Only the lines from the start of the data below through the line that contains "Pencil, Plus, Trash" are to be copied, exactly and without pictures.
>> Start
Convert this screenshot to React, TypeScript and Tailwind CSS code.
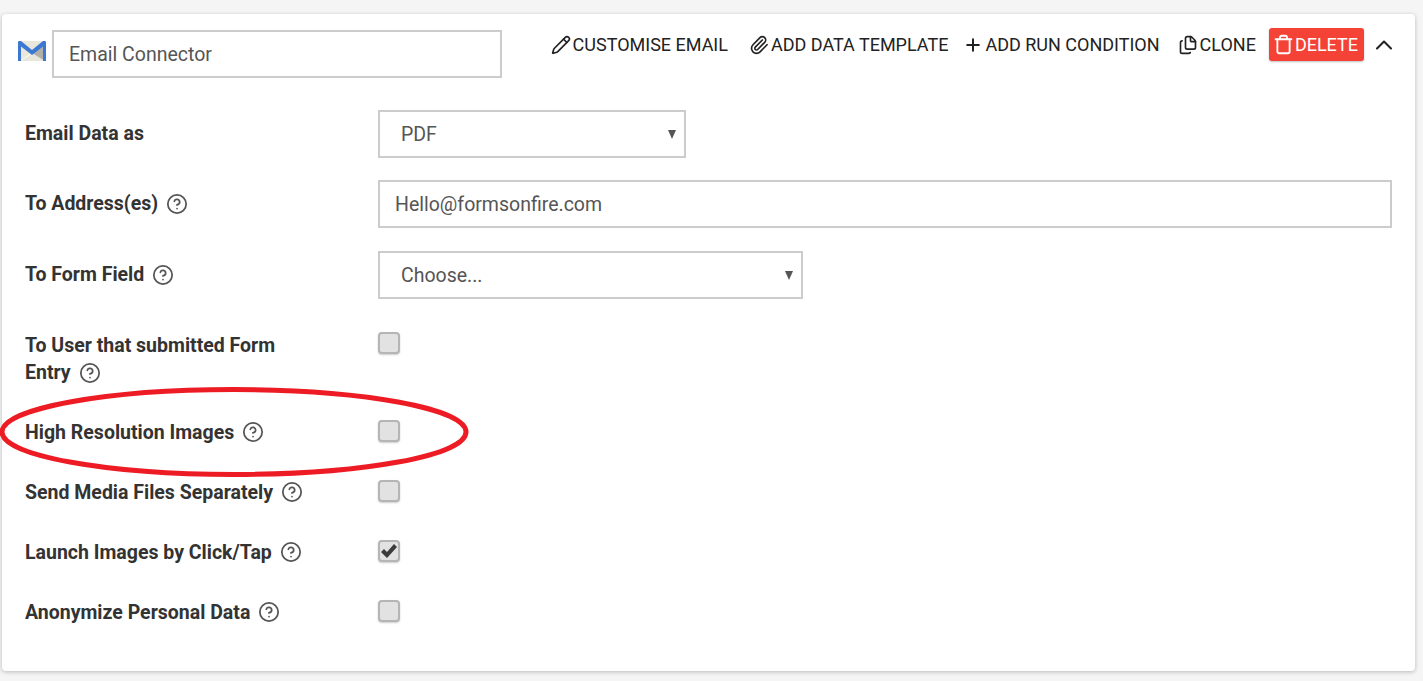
import React from 'react';
import { ChevronUp, CircleHelp, Files, Paperclip, Pencil, Plus, Trash } from 'lucide-react';

function GmailIcon() {
  return (
    <svg width="30" height="22" viewBox="0 0 30 22" className="shrink-0">
      <path d="M1 1h28v20H1z" fill="#e9e7dc" />
      <path d="M29 3v18h-1L15 13z" fill="#b0b0a6" />
      <path d="M2 21l13-9 2 1L4 21z" fill="#f4f3ec" />
      <path d="M1 21V2.500C1 1.500 1.600 1 2.500 1H4l11 9 11-9h1.500c.9 0 1.500.5 1.500 1.500V21h-3V6.500L15 15 4 6.500V21z" fill="#3b78d4" />
    </svg>
  );
}

function Help() {
  return <CircleHelp size={22} strokeWidth={1.9} className="shrink-0 text-[#555]" />;
}

function HeaderAction({ icon, label }: { icon: React.ReactNode; label: string }) {
  return (
    <span className="flex items-center gap-[2px] text-[18px] leading-[24px] text-[#222]">
      {icon}
      {label}
    </span>
  );
}

function Select({ value, width }: { value: string; width: string }) {
  return (
    <div className={`flex h-12 items-center justify-between border-2 border-[#ccc] pl-[21px] pr-[8px] text-[19.5px] text-[#555] ${width}`}>
      <span className="pt-[2px]">{value}</span>
      <span className="h-0 w-0 border-x-[4.5px] border-t-[9px] border-x-transparent border-t-[#555]" />
    </div>
  );
}

function Checkbox({ checked = false }: { checked?: boolean }) {
  return (
    <div className="flex h-[22px] w-[22px] items-center justify-center rounded-[4px] border-2 border-[#b5b5b5] bg-[#e2e2e2] shadow-[0_1px_2px_rgba(0,0,0,0.2)]">
      {checked && (
        <svg width="18" height="16" viewBox="0 0 18 16" className="shrink-0">
          <path d="M1 9l3-3 3 3 7-8 3 3L7 15z" fill="#3c3c3c" />
        </svg>
      )}
    </div>
  );
}

function CheckRow({ label, checked }: { label: string; checked?: boolean }) {
  return (
    <div className="flex h-[60px] items-start">
      <div className="flex h-6 w-[353px] items-center gap-[8px] text-[19.5px] leading-[24px] font-bold text-[#333]">
        <span className="pt-[1px]">{label}</span>
        <Help />
      </div>
      <Checkbox checked={checked} />
    </div>
  );
}

export default function App() {
  return (
    <div className="relative h-[681px] overflow-hidden bg-[#f5f5f5] pt-[14px] pl-[2px] font-['Roboto',sans-serif]">
      <div className="h-[657px] w-[1413px] rounded-[4px] bg-white pt-4 shadow-[0_1px_4px_rgba(0,0,0,0.25)]">
        <div className="flex h-12 items-start pl-[15px] pr-[17px]">
          <div className="flex h-12 items-center pb-[7px]">
            <GmailIcon />
          </div>
          <div className="ml-[5px] flex h-12 w-[450px] items-center border-2 border-[#ccc] pl-[15px] pt-[2px] text-[19.5px] text-[#555]">
            Email Connector
          </div>
          <div className="-mt-[2px] ml-auto flex h-[33px] items-center">
            <HeaderAction icon={<Pencil size={20} strokeWidth={2} />} label="CUSTOMISE EMAIL" />
            <span className="ml-[21px]">
              <HeaderAction icon={<Paperclip size={20} strokeWidth={2} />} label="ADD DATA TEMPLATE" />
            </span>
            <span className="ml-[15px]">
              <HeaderAction icon={<Plus size={20} strokeWidth={2.400} />} label="ADD RUN CONDITION" />
            </span>
            <span className="ml-[18px]">
              <HeaderAction icon={<Files size={20} strokeWidth={2} />} label="CLONE" />
            </span>
            <button className="ml-[13px] flex h-[33px] items-center gap-[1px] rounded-[3px] bg-[#f44336] pl-[4px] pr-[6px] text-[18px] text-white shadow-[0_1px_2px_rgba(0,0,0,0.25)]">
              <Trash size={21} strokeWidth={2.100} />
              DELETE
            </button>
            <ChevronUp size={28} strokeWidth={1.800} className="ml-[6px] text-[#222]" />
          </div>
        </div>

        <div className="flex flex-col pt-[32px] pl-[23px] pr-[23px]">
          <div className="flex items-center">
            <div className="w-[353px] text-[19.5px] font-bold text-[#333]">Email Data as</div>
            <Select value="PDF" width="w-[308px]" />
          </div>
          <div className="mt-[22px] flex items-center">
            <div className="flex w-[353px] items-center gap-[8px] text-[19.5px] font-bold text-[#333]">
              To Address(es)
              <Help />
            </div>
            <div className="flex h-12 flex-1 items-center border-2 border-[#ccc] pl-[15px] pt-[2px] text-[19.5px] text-[#555]">
              Hello@formsonfire.com
            </div>
          </div>
          <div className="mt-[23px] flex items-center">
            <div className="flex w-[353px] items-center gap-[8px] text-[19.5px] font-bold text-[#333]">
              To Form Field
              <Help />
            </div>
            <Select value="Choose..." width="w-[425px]" />
          </div>
          <div className="mt-[33px] flex h-[88px] items-start">
            <div className="w-[353px] text-[19.5px] leading-[27px] font-bold text-[#333]">
              To User that submitted Form
              <br />
              <span className="inline-flex items-center gap-[8px]">
                Entry
                <Help />
              </span>
            </div>
            <Checkbox />
          </div>
          <CheckRow label="High Resolution Images" />
          <CheckRow label="Send Media Files Separately" />
          <CheckRow label="Launch Images by Click/Tap" checked />
          <CheckRow label="Anonymize Personal Data" />
        </div>
      </div>
      <svg width="472" height="94" viewBox="0 0 472 94" className="pointer-events-none absolute top-[386px] left-0">
        <ellipse cx="234" cy="46" rx="232" ry="42.500" fill="none" stroke="#ed1c24" strokeWidth="5" />
      </svg>
    </div>
  );
}
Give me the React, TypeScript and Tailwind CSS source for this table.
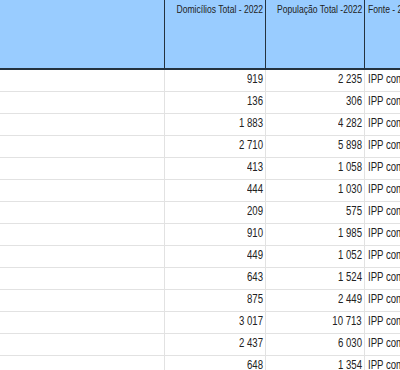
import React from "react";

const rows: [string, string][] = [
  ["919", "2 235"],
  ["136", "306"],
  ["1 883", "4 282"],
  ["2 710", "5 898"],
  ["413", "1 058"],
  ["444", "1 030"],
  ["209", "575"],
  ["910", "1 985"],
  ["449", "1 052"],
  ["643", "1 524"],
  ["875", "2 449"],
  ["3 017", "10 713"],
  ["2 437", "6 030"],
  ["648", "1 354"],
];

const font = { fontFamily: "'Liberation Sans', Arial, sans-serif" };

export default function App() {
  return (
    <div className="w-[400px] h-[370px] overflow-hidden bg-white text-[#222]" style={font}>
      <div className="w-[520px]">
        <div className="flex h-[70px] bg-[#99ccff] border-b-2 border-[#24323f] text-[11px] leading-[14px]">
          <div className="w-[165px] shrink-0 border-r border-[#24323f]" />
          <div className="w-[101px] shrink-0 border-r border-[#24323f] flex justify-end pr-[2px] pt-[2px] whitespace-nowrap">
            <span className="inline-block origin-right scale-x-[0.78]">Domicílios Total - 2022</span>
          </div>
          <div className="w-[99px] shrink-0 border-r border-[#24323f] flex justify-end pr-[2px] pt-[2px] whitespace-nowrap">
            <span className="inline-block origin-right scale-x-[0.78]">População Total -2022</span>
          </div>
          <div className="w-[150px] shrink-0 pl-[3px] pt-[2px] whitespace-nowrap">
            <span className="inline-block origin-left scale-x-[0.78]">Fonte - 2022</span>
          </div>
        </div>
        {rows.map(([a, b], i) => (
          <div key={i} className="flex h-[22px] border-b border-[#e2e2e2] text-[12px] leading-[14px]">
            <div className="w-[165px] shrink-0 border-r border-[#e2e2e2]" />
            <div className="w-[101px] shrink-0 border-r border-[#e2e2e2] flex items-center justify-end pr-[2px] pb-[3px] whitespace-nowrap">
              <span className="inline-block origin-right scale-x-[0.8]">{a}</span>
            </div>
            <div className="w-[99px] shrink-0 border-r border-[#e2e2e2] flex items-center justify-end pr-[2px] pb-[3px] whitespace-nowrap">
              <span className="inline-block origin-right scale-x-[0.8]">{b}</span>
            </div>
            <div className="w-[150px] shrink-0 flex items-center pl-[3px] pb-[3px] whitespace-nowrap">
              <span className="inline-block origin-left scale-x-[0.8]">IPP com base no Censo 2022</span>
            </div>
          </div>
        ))}
      </div>
    </div>
  );
}
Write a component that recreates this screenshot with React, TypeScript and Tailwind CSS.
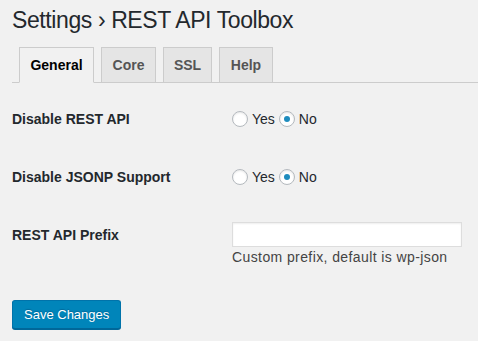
>> End
■ Exercise response
Convert this screenshot to React, TypeScript and Tailwind CSS code.
import React from 'react';
import { ChevronUp, CircleHelp, Files, Paperclip, Pencil, Plus, Trash } from 'lucide-react';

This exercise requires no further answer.